[BEGIN]

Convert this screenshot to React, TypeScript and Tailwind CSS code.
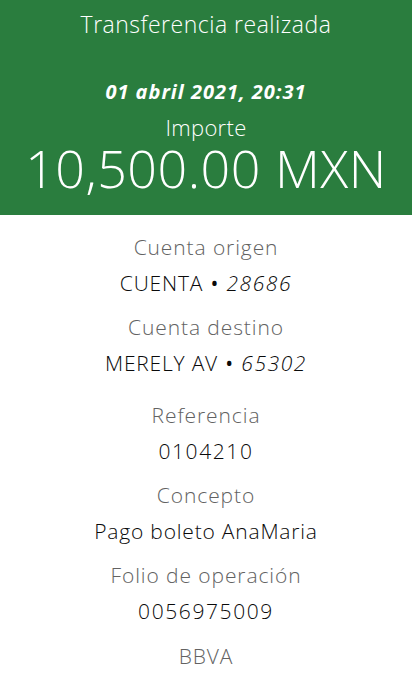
const font = { fontFamily: '"Open Sans", "Noto Sans", sans-serif' };

function Row({
  label,
  children,
  top,
  digits,
}: {
  label: string;
  children: React.ReactNode;
  top: string;
  digits?: boolean;
}) {
  return (
    <div className={`flex flex-col items-center gap-[8px] ${top}`}>
      <div className="text-[21px] font-light leading-[28px] tracking-[0.9px] text-[#626262]">{label}</div>
      <div
        className={`text-[21px] font-light leading-[28px] text-[#0a0a0a] ${
          digits ? 'tracking-[1.6px]' : 'tracking-[0.8px]'
        }`}
      >
        {children}
      </div>
    </div>
  );
}

function Dot() {
  return <span className="mx-[1px] font-normal">•</span>;
}

export default function App() {
  return (
    <div className="flex min-h-[676px] w-[412px] flex-col bg-white" style={font}>
      <header className="flex flex-col items-center bg-[#2a7d3e] pb-[19px] pt-[10px] text-white">
        <h1 className="text-[23px] font-light leading-[28px] tracking-[0.5px]">Transferencia realizada</h1>
        <div className="mt-[42px] text-[20px] font-bold italic leading-[24px] tracking-[1px]">
          01 abril 2021, 20:31
        </div>
        <div className="mt-[11px] text-[22px] font-light leading-[24px] tracking-[0.3px]">Importe</div>
        <div className="mt-[1px] text-[52px] font-light leading-[56px] tracking-[0.5px]">10,500.00 MXN</div>
      </header>
      <main className="flex flex-col">
        <Row label="Cuenta origen" top="mt-[18px]">
          CUENTA <Dot /> <span className="italic tracking-[1.6px]">28686</span>
        </Row>
        <Row label="Cuenta destino" top="mt-[16px]">
          MERELY AV <Dot /> <span className="italic tracking-[1.6px]">65302</span>
        </Row>
        <Row label="Referencia" top="mt-[24px]" digits>
          0104210
        </Row>
        <Row label="Concepto" top="mt-[16px]">
          Pago boleto AnaMaria
        </Row>
        <Row label="Folio de operación" top="mt-[16px]" digits>
          0056975009
        </Row>
        <div className="mt-[17px] text-center text-[21px] font-light leading-[28px] tracking-[0.9px] text-[#626262]">
          BBVA
        </div>
      </main>
    </div>
  );
}
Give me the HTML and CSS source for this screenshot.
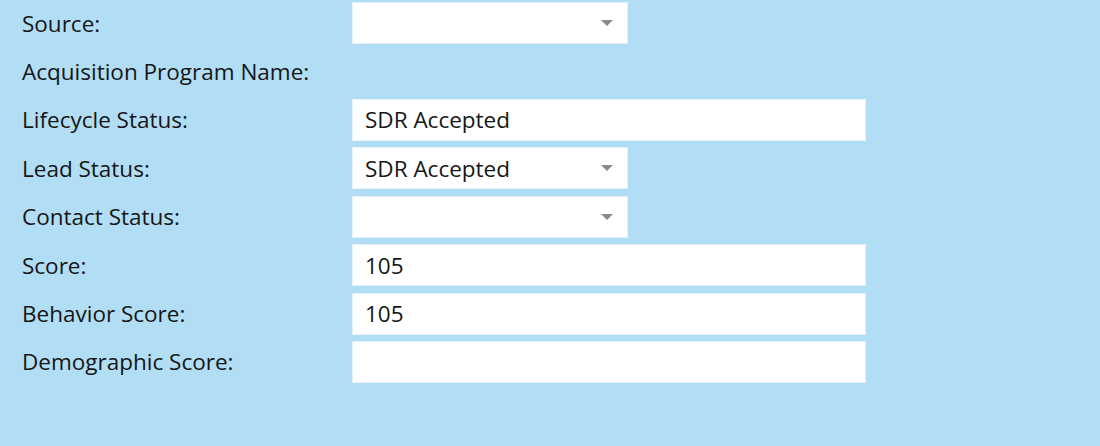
FILE: index.html
```html
<!DOCTYPE html>
<html>
<head>
<meta charset="utf-8">
<link rel="stylesheet" href="styles.css">
</head>
<body>
<div class="form">
  <div class="row"><div class="label">Source:</div><div class="field narrow select"><span class="val"></span><span class="arrow"></span></div></div>
  <div class="row"><div class="label">Acquisition Program Name:</div></div>
  <div class="row"><div class="label">Lifecycle Status:</div><div class="field wide"><span class="val">SDR Accepted</span></div></div>
  <div class="row"><div class="label">Lead Status:</div><div class="field narrow select"><span class="val">SDR Accepted</span><span class="arrow"></span></div></div>
  <div class="row"><div class="label">Contact Status:</div><div class="field narrow select"><span class="val"></span><span class="arrow"></span></div></div>
  <div class="row"><div class="label">Score:</div><div class="field wide"><span class="val">105</span></div></div>
  <div class="row"><div class="label">Behavior Score:</div><div class="field wide"><span class="val">105</span></div></div>
  <div class="row"><div class="label">Demographic Score:</div><div class="field wide"><span class="val"></span></div></div>
</div>
</body>
</html>
```
FILE: styles.css
```css
html, body {
  margin: 0;
  padding: 0;
  background: #b1ddf5;
  width: 1100px;
  height: 446px;
  overflow: hidden;
}
body {
  font-family: "Open Sans", "Noto Sans", sans-serif;
  color: #161616;
}
.form {
  padding-top: 2px;
  display: flex;
  flex-direction: column;
  gap: 6.43px;
}
.row {
  display: flex;
  align-items: center;
  height: 42px;
}
.label {
  width: 330px;
  padding-left: 22px;
  font-size: 22.5px;
  flex: none;
}
.field {
  height: 42px;
  box-sizing: border-box;
  background: #fff;
  border: 1px solid #e2f2fc;
  display: flex;
  align-items: center;
  padding: 0 12px;
  font-size: 22.5px;
}
.wide { width: 514px; }
.narrow { width: 276px; }
.val { flex: 1; }
.arrow {
  width: 0;
  height: 0;
  border-left: 6px solid transparent;
  border-right: 6px solid transparent;
  border-top: 6px solid #8a8a8a;
  margin-right: 2px;
}
```
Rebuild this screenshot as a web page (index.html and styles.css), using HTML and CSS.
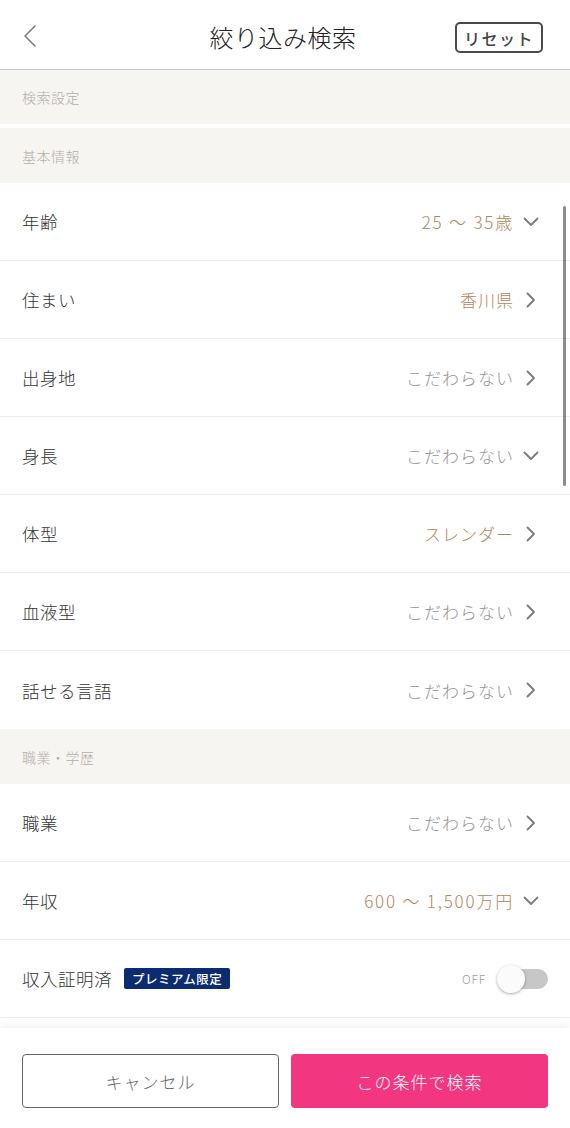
FILE: index.html
```html
<!DOCTYPE html>
<html lang="ja">
<head>
<meta charset="utf-8">
<title>絞り込み検索</title>
<link rel="stylesheet" href="styles.css">
</head>
<body>
<div class="page">
  <header class="topbar">
    <div class="back">
      <svg width="14" height="22" viewBox="0 0 14 22"><path d="M12 1 L2 11 L12 21" fill="none" stroke="#7a7a7a" stroke-width="1.5" stroke-linecap="round" stroke-linejoin="round"/></svg>
    </div>
    <h1 class="title">絞り込み検索</h1>
    <div class="reset-wrap"><span class="reset">リセット</span></div>
  </header>

  <main class="list">
    <div class="section-head first">検索設定</div>
    <div class="section-head">基本情報</div>

    <div class="row"><span class="label">年齢</span><span class="value sel num">25 〜 35歳</span><span class="icon"><svg width="16" height="10" viewBox="0 0 16 10"><path d="M1.5 1.5 L8 8 L14.5 1.5" fill="none" stroke="#7a7a7a" stroke-width="1.8" stroke-linecap="round" stroke-linejoin="round"/></svg></span></div>
    <div class="row"><span class="label">住まい</span><span class="value sel">香川県</span><span class="icon"><svg width="10" height="16" viewBox="0 0 10 16"><path d="M1.5 1.5 L8 8 L1.5 14.5" fill="none" stroke="#7a7a7a" stroke-width="1.8" stroke-linecap="round" stroke-linejoin="round"/></svg></span></div>
    <div class="row"><span class="label">出身地</span><span class="value">こだわらない</span><span class="icon"><svg width="10" height="16" viewBox="0 0 10 16"><path d="M1.5 1.5 L8 8 L1.5 14.5" fill="none" stroke="#7a7a7a" stroke-width="1.8" stroke-linecap="round" stroke-linejoin="round"/></svg></span></div>
    <div class="row"><span class="label">身長</span><span class="value">こだわらない</span><span class="icon"><svg width="16" height="10" viewBox="0 0 16 10"><path d="M1.5 1.5 L8 8 L14.5 1.5" fill="none" stroke="#7a7a7a" stroke-width="1.8" stroke-linecap="round" stroke-linejoin="round"/></svg></span></div>
    <div class="row"><span class="label">体型</span><span class="value sel">スレンダー</span><span class="icon"><svg width="10" height="16" viewBox="0 0 10 16"><path d="M1.5 1.5 L8 8 L1.5 14.5" fill="none" stroke="#7a7a7a" stroke-width="1.8" stroke-linecap="round" stroke-linejoin="round"/></svg></span></div>
    <div class="row"><span class="label">血液型</span><span class="value">こだわらない</span><span class="icon"><svg width="10" height="16" viewBox="0 0 10 16"><path d="M1.5 1.5 L8 8 L1.5 14.5" fill="none" stroke="#7a7a7a" stroke-width="1.8" stroke-linecap="round" stroke-linejoin="round"/></svg></span></div>
    <div class="row last"><span class="label">話せる言語</span><span class="value">こだわらない</span><span class="icon"><svg width="10" height="16" viewBox="0 0 10 16"><path d="M1.5 1.5 L8 8 L1.5 14.5" fill="none" stroke="#7a7a7a" stroke-width="1.8" stroke-linecap="round" stroke-linejoin="round"/></svg></span></div>

    <div class="section-head">職業・学歴</div>
    <div class="row"><span class="label">職業</span><span class="value">こだわらない</span><span class="icon"><svg width="10" height="16" viewBox="0 0 10 16"><path d="M1.5 1.5 L8 8 L1.5 14.5" fill="none" stroke="#7a7a7a" stroke-width="1.8" stroke-linecap="round" stroke-linejoin="round"/></svg></span></div>
    <div class="row"><span class="label">年収</span><span class="value sel num">600 〜 1,500万円</span><span class="icon"><svg width="16" height="10" viewBox="0 0 16 10"><path d="M1.5 1.5 L8 8 L14.5 1.5" fill="none" stroke="#7a7a7a" stroke-width="1.8" stroke-linecap="round" stroke-linejoin="round"/></svg></span></div>
    <div class="row toggle-row"><span class="label">収入証明済</span><span class="badge">プレミアム限定</span><span class="off">OFF</span><span class="switch"><span class="knob"></span></span></div>

    <div class="scrollbar"></div>
  </main>

  <footer class="footer">
    <button class="btn cancel">キャンセル</button>
    <button class="btn search">この条件で検索</button>
  </footer>
</div>
</body>
</html>
```

FILE: styles.css
```css
* { box-sizing: border-box; }
html, body { margin: 0; padding: 0; background: #fff; }
body {
  font-family: "Noto Sans CJK JP", "Noto Sans", sans-serif;
  color: #333;
}
.page {
  width: 570px;
  height: 1128px;
  display: grid;
  grid-template-rows: 70px 1fr auto;
  overflow: hidden;
}
.topbar {
  display: grid;
  grid-template-columns: 1fr auto 1fr;
  align-items: center;
  border-bottom: 1px solid #c9c9c9;
  padding: 0 27px 0 23px;
  height: 70px;
}
.back { display: flex; align-items: center; padding-top: 2px; }
.title {
  margin: 0;
  font-size: 24px;
  font-weight: 300;
  color: #222;
  letter-spacing: 0.5px;
  padding-top: 4px;
}
.reset-wrap { display: flex; justify-content: flex-end; padding-top: 6px; }
.reset {
  display: inline-flex;
  align-items: center;
  justify-content: center;
  width: 88px;
  height: 31px;
  border: 2px solid #4a4a4a;
  border-radius: 5px;
  font-size: 16px;
  font-weight: 500;
  color: #444;
  letter-spacing: 1.5px;
}
.list {
  position: relative;
  overflow: hidden;
}
.section-head {
  height: 55px;
  background: #f7f5f2;
  display: flex;
  align-items: center;
  padding-left: 22px;
  font-size: 14px;
  font-weight: 300;
  color: #b3aeaa;
  letter-spacing: 0.5px;
}
.section-head.first { height: 54px; margin-bottom: 4px; }
.row {
  height: 78px;
  border-bottom: 1px solid #ececec;
  display: flex;
  align-items: center;
  padding: 0 30px 0 22px;
}
.row.last { border-bottom: none; }
.label {
  font-size: 17.5px;
  font-weight: 300;
  color: #333;
  letter-spacing: 0.5px;
}
.value {
  margin-left: auto;
  font-size: 17px;
  font-weight: 300;
  color: #929292;
  letter-spacing: 1px;
}
.value.sel { color: #b4855a; }
.value.num { letter-spacing: 1.8px; }
.icon {
  width: 18px;
  margin-left: 8px;
  display: flex;
  justify-content: center;
  align-items: center;
}
.toggle-row { padding-right: 22px; }
.badge {
  margin-left: 12px;
  background: #0c2c72;
  color: #fff;
  font-size: 12.5px;
  font-weight: 500;
  padding: 1px 8px;
  height: 21px;
  display: inline-flex;
  align-items: center;
  border-radius: 2px;
  letter-spacing: 0.5px;
}
.off {
  margin-left: auto;
  font-size: 12px;
  font-weight: 300;
  color: #9d9d9d;
  letter-spacing: 0.8px;
}
.switch {
  position: relative;
  width: 50px;
  height: 20px;
  margin-left: 12px;
  background: #c7c7c7;
  border-radius: 10px;
}
.knob {
  position: absolute;
  left: -1px;
  top: -4px;
  width: 28px;
  height: 28px;
  border-radius: 50%;
  background: #fbfbfb;
  box-shadow: 0 1px 3px rgba(0,0,0,0.35);
}
.scrollbar {
  position: absolute;
  right: 4px;
  top: 136px;
  width: 3px;
  height: 280px;
  border-radius: 2px;
  background: rgba(0,0,0,0.45);
}
.footer {
  height: 100px;
  box-shadow: 0 -4px 7px rgba(0,0,0,0.045);
  background: #fff;
  display: grid;
  grid-template-columns: 1fr 1fr;
  gap: 12px;
  padding: 26px 22px 20px;
  position: relative;
}
.btn {
  height: 54px;
  border-radius: 4px;
  font-family: "Noto Sans CJK JP", "Noto Sans", sans-serif;
  font-size: 17px;
  font-weight: 300;
  letter-spacing: 1px;
  cursor: pointer;
}
.cancel {
  background: #fff;
  border: 1px solid #666;
  color: #666;
}
.search {
  background: #f2367f;
  border: none;
  color: #fff;
}
```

[END]

Select every line where the word "React" occurs.

Convert this screenshot to React, TypeScript and Tailwind CSS code.
  children: React.ReactNode;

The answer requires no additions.